§ **DIRECTIONS**: Transcribe all the entries word for word, but omit the images.
═══ PROVIDED RECORDS ═══
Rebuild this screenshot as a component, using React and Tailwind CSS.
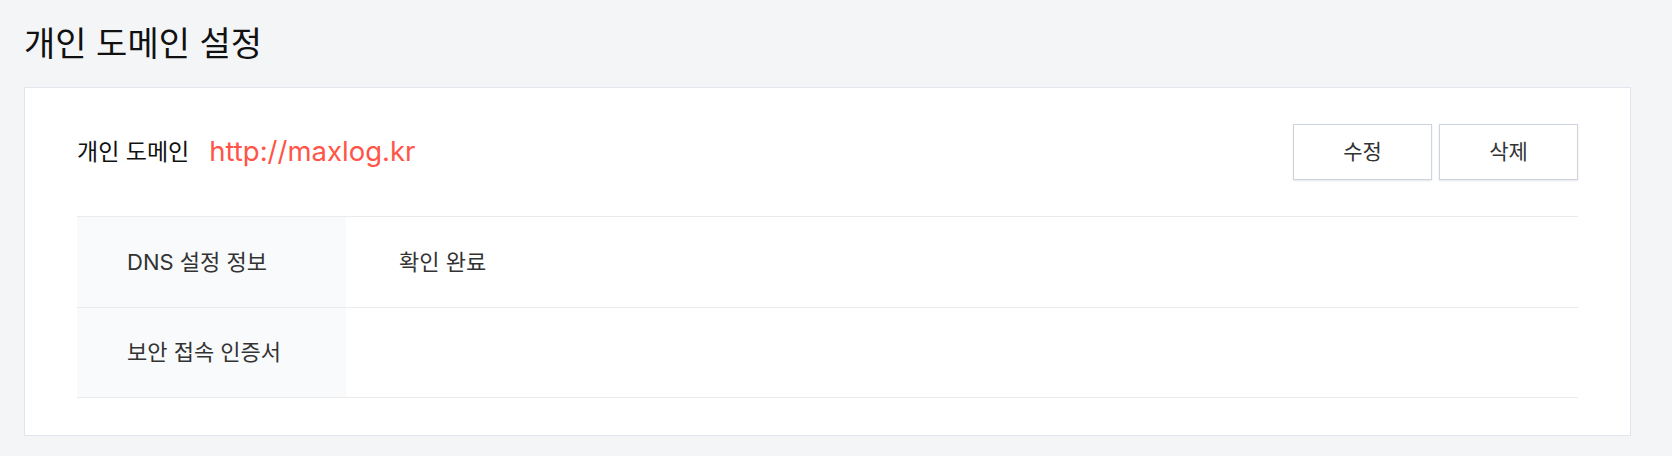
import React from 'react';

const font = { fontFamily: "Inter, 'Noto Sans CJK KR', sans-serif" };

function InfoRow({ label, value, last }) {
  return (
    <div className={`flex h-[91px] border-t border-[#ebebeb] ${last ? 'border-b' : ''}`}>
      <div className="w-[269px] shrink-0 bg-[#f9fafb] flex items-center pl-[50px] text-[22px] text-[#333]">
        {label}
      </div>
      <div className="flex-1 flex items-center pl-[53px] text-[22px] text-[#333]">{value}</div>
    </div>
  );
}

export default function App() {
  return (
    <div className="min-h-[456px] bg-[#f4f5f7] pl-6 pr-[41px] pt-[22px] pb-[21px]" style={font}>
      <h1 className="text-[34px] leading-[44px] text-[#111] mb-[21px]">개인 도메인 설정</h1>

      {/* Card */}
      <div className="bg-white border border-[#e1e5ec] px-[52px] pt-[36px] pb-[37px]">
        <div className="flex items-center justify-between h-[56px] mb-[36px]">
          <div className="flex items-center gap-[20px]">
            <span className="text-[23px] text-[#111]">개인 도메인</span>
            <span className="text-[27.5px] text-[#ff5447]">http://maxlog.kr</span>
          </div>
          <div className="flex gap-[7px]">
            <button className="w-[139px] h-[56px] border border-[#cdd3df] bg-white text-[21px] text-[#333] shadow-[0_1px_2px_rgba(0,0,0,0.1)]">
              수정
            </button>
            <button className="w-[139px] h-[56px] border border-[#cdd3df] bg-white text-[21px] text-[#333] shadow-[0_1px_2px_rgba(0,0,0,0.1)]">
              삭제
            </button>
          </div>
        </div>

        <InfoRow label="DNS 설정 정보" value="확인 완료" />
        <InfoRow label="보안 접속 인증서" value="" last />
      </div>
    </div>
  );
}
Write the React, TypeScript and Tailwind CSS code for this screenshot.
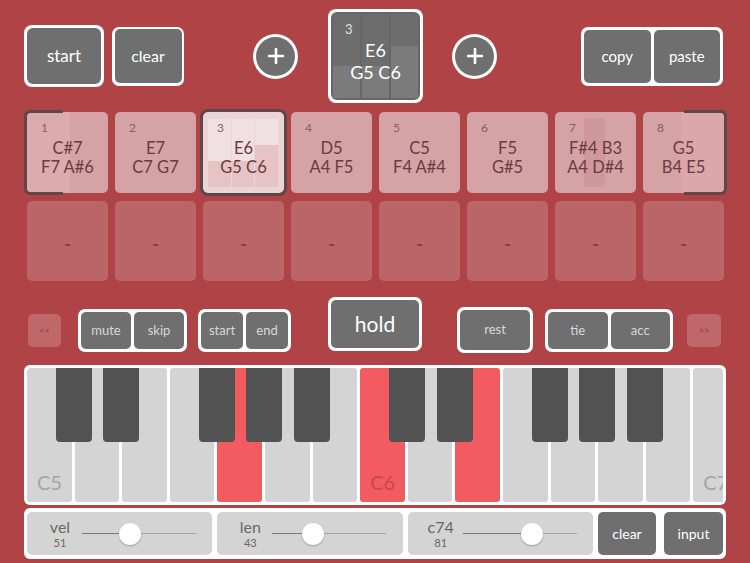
═══
§ **ANSWER TO THIS TASK**:
Rebuild this screenshot as a component, using React and Tailwind CSS.
import React from 'react';

const font = { fontFamily: "Inter, 'Noto Sans CJK KR', sans-serif" };

function InfoRow({ label, value, last }) {
  return (
    <div className={`flex h-[91px] border-t border-[#ebebeb] ${last ? 'border-b' : ''}`}>
      <div className="w-[269px] shrink-0 bg-[#f9fafb] flex items-center pl-[50px] text-[22px] text-[#333]">
        {label}
      </div>
      <div className="flex-1 flex items-center pl-[53px] text-[22px] text-[#333]">{value}</div>
    </div>
  );
}

export default function App() {
  return (
    <div className="min-h-[456px] bg-[#f4f5f7] pl-6 pr-[41px] pt-[22px] pb-[21px]" style={font}>
      <h1 className="text-[34px] leading-[44px] text-[#111] mb-[21px]">개인 도메인 설정</h1>

      {/* Card */}
      <div className="bg-white border border-[#e1e5ec] px-[52px] pt-[36px] pb-[37px]">
        <div className="flex items-center justify-between h-[56px] mb-[36px]">
          <div className="flex items-center gap-[20px]">
            <span className="text-[23px] text-[#111]">개인 도메인</span>
            <span className="text-[27.5px] text-[#ff5447]">http://maxlog.kr</span>
          </div>
          <div className="flex gap-[7px]">
            <button className="w-[139px] h-[56px] border border-[#cdd3df] bg-white text-[21px] text-[#333] shadow-[0_1px_2px_rgba(0,0,0,0.1)]">
              수정
            </button>
            <button className="w-[139px] h-[56px] border border-[#cdd3df] bg-white text-[21px] text-[#333] shadow-[0_1px_2px_rgba(0,0,0,0.1)]">
              삭제
            </button>
          </div>
        </div>

        <InfoRow label="DNS 설정 정보" value="확인 완료" />
        <InfoRow label="보안 접속 인증서" value="" last />
      </div>
    </div>
  );
}
Write the React, TypeScript and Tailwind CSS code for this screenshot.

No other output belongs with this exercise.